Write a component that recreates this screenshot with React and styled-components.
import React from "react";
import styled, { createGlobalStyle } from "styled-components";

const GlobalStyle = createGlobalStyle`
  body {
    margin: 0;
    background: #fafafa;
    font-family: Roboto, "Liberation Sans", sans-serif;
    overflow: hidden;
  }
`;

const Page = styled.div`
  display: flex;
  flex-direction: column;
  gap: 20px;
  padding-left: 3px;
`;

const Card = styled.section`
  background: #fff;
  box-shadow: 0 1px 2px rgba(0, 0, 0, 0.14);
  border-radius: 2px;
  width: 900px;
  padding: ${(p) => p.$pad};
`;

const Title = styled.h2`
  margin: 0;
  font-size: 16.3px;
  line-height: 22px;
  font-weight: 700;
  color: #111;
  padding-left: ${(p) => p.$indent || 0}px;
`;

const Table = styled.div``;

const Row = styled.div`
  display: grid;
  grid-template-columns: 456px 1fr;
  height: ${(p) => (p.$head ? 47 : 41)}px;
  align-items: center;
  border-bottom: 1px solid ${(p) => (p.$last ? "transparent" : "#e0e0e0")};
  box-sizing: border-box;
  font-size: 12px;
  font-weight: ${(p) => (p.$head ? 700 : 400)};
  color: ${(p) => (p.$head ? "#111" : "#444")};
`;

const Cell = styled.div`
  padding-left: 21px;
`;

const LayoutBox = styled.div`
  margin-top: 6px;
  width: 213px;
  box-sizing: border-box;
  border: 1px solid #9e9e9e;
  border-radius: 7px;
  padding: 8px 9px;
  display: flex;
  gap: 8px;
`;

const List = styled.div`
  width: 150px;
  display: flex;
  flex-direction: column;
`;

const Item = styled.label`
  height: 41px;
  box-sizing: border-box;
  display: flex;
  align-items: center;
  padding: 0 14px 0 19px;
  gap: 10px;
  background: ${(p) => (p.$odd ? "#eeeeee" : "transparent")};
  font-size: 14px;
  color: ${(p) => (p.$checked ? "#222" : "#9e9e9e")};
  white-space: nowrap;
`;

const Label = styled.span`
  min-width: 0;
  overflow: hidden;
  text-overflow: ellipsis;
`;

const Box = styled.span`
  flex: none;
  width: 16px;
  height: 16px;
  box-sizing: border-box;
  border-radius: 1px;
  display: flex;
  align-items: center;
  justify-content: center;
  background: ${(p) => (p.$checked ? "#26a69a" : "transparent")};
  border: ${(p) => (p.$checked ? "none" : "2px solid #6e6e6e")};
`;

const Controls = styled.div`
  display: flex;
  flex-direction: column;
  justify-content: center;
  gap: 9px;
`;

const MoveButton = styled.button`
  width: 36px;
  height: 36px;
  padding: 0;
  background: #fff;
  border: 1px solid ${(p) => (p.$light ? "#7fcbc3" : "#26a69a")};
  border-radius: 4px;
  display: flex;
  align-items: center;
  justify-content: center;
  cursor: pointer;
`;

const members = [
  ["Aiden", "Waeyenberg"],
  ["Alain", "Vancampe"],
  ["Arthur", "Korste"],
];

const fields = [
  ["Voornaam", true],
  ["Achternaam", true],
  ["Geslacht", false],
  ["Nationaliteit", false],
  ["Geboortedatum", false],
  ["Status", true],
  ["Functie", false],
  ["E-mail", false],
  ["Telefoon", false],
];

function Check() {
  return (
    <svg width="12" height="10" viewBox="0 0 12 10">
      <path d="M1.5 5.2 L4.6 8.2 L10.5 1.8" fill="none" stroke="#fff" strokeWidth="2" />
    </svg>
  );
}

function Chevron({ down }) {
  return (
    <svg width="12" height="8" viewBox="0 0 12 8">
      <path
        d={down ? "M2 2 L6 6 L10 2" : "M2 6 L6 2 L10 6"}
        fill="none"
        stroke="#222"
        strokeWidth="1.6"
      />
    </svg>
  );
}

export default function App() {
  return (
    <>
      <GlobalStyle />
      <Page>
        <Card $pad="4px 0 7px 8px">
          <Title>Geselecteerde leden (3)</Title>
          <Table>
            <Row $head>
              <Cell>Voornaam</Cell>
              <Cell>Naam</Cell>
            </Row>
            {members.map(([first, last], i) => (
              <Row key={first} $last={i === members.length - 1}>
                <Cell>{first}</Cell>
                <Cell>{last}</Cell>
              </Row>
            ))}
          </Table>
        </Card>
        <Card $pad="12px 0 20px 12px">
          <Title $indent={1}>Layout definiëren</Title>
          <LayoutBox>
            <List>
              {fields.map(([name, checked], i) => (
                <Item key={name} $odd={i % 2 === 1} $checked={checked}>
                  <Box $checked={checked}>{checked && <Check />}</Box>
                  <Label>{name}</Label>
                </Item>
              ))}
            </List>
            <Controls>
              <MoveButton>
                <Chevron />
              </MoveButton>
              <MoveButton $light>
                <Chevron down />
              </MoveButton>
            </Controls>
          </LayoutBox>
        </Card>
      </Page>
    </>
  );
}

* * * * * * *

Give back the whole listing exactly as it reads.

-- Correct answer --
Write a component that recreates this screenshot with React and styled-components.
import React from "react";
import styled, { createGlobalStyle } from "styled-components";

const GlobalStyle = createGlobalStyle`
  body {
    margin: 0;
    background: #fafafa;
    font-family: Roboto, "Liberation Sans", sans-serif;
    overflow: hidden;
  }
`;

const Page = styled.div`
  display: flex;
  flex-direction: column;
  gap: 20px;
  padding-left: 3px;
`;

const Card = styled.section`
  background: #fff;
  box-shadow: 0 1px 2px rgba(0, 0, 0, 0.14);
  border-radius: 2px;
  width: 900px;
  padding: ${(p) => p.$pad};
`;

const Title = styled.h2`
  margin: 0;
  font-size: 16.3px;
  line-height: 22px;
  font-weight: 700;
  color: #111;
  padding-left: ${(p) => p.$indent || 0}px;
`;

const Table = styled.div``;

const Row = styled.div`
  display: grid;
  grid-template-columns: 456px 1fr;
  height: ${(p) => (p.$head ? 47 : 41)}px;
  align-items: center;
  border-bottom: 1px solid ${(p) => (p.$last ? "transparent" : "#e0e0e0")};
  box-sizing: border-box;
  font-size: 12px;
  font-weight: ${(p) => (p.$head ? 700 : 400)};
  color: ${(p) => (p.$head ? "#111" : "#444")};
`;

const Cell = styled.div`
  padding-left: 21px;
`;

const LayoutBox = styled.div`
  margin-top: 6px;
  width: 213px;
  box-sizing: border-box;
  border: 1px solid #9e9e9e;
  border-radius: 7px;
  padding: 8px 9px;
  display: flex;
  gap: 8px;
`;

const List = styled.div`
  width: 150px;
  display: flex;
  flex-direction: column;
`;

const Item = styled.label`
  height: 41px;
  box-sizing: border-box;
  display: flex;
  align-items: center;
  padding: 0 14px 0 19px;
  gap: 10px;
  background: ${(p) => (p.$odd ? "#eeeeee" : "transparent")};
  font-size: 14px;
  color: ${(p) => (p.$checked ? "#222" : "#9e9e9e")};
  white-space: nowrap;
`;

const Label = styled.span`
  min-width: 0;
  overflow: hidden;
  text-overflow: ellipsis;
`;

const Box = styled.span`
  flex: none;
  width: 16px;
  height: 16px;
  box-sizing: border-box;
  border-radius: 1px;
  display: flex;
  align-items: center;
  justify-content: center;
  background: ${(p) => (p.$checked ? "#26a69a" : "transparent")};
  border: ${(p) => (p.$checked ? "none" : "2px solid #6e6e6e")};
`;

const Controls = styled.div`
  display: flex;
  flex-direction: column;
  justify-content: center;
  gap: 9px;
`;

const MoveButton = styled.button`
  width: 36px;
  height: 36px;
  padding: 0;
  background: #fff;
  border: 1px solid ${(p) => (p.$light ? "#7fcbc3" : "#26a69a")};
  border-radius: 4px;
  display: flex;
  align-items: center;
  justify-content: center;
  cursor: pointer;
`;

const members = [
  ["Aiden", "Waeyenberg"],
  ["Alain", "Vancampe"],
  ["Arthur", "Korste"],
];

const fields = [
  ["Voornaam", true],
  ["Achternaam", true],
  ["Geslacht", false],
  ["Nationaliteit", false],
  ["Geboortedatum", false],
  ["Status", true],
  ["Functie", false],
  ["E-mail", false],
  ["Telefoon", false],
];

function Check() {
  return (
    <svg width="12" height="10" viewBox="0 0 12 10">
      <path d="M1.5 5.2 L4.6 8.2 L10.5 1.8" fill="none" stroke="#fff" strokeWidth="2" />
    </svg>
  );
}

function Chevron({ down }) {
  return (
    <svg width="12" height="8" viewBox="0 0 12 8">
      <path
        d={down ? "M2 2 L6 6 L10 2" : "M2 6 L6 2 L10 6"}
        fill="none"
        stroke="#222"
        strokeWidth="1.6"
      />
    </svg>
  );
}

export default function App() {
  return (
    <>
      <GlobalStyle />
      <Page>
        <Card $pad="4px 0 7px 8px">
          <Title>Geselecteerde leden (3)</Title>
          <Table>
            <Row $head>
              <Cell>Voornaam</Cell>
              <Cell>Naam</Cell>
            </Row>
            {members.map(([first, last], i) => (
              <Row key={first} $last={i === members.length - 1}>
                <Cell>{first}</Cell>
                <Cell>{last}</Cell>
              </Row>
            ))}
          </Table>
        </Card>
        <Card $pad="12px 0 20px 12px">
          <Title $indent={1}>Layout definiëren</Title>
          <LayoutBox>
            <List>
              {fields.map(([name, checked], i) => (
                <Item key={name} $odd={i % 2 === 1} $checked={checked}>
                  <Box $checked={checked}>{checked && <Check />}</Box>
                  <Label>{name}</Label>
                </Item>
              ))}
            </List>
            <Controls>
              <MoveButton>
                <Chevron />
              </MoveButton>
              <MoveButton $light>
                <Chevron down />
              </MoveButton>
            </Controls>
          </LayoutBox>
        </Card>
      </Page>
    </>
  );
}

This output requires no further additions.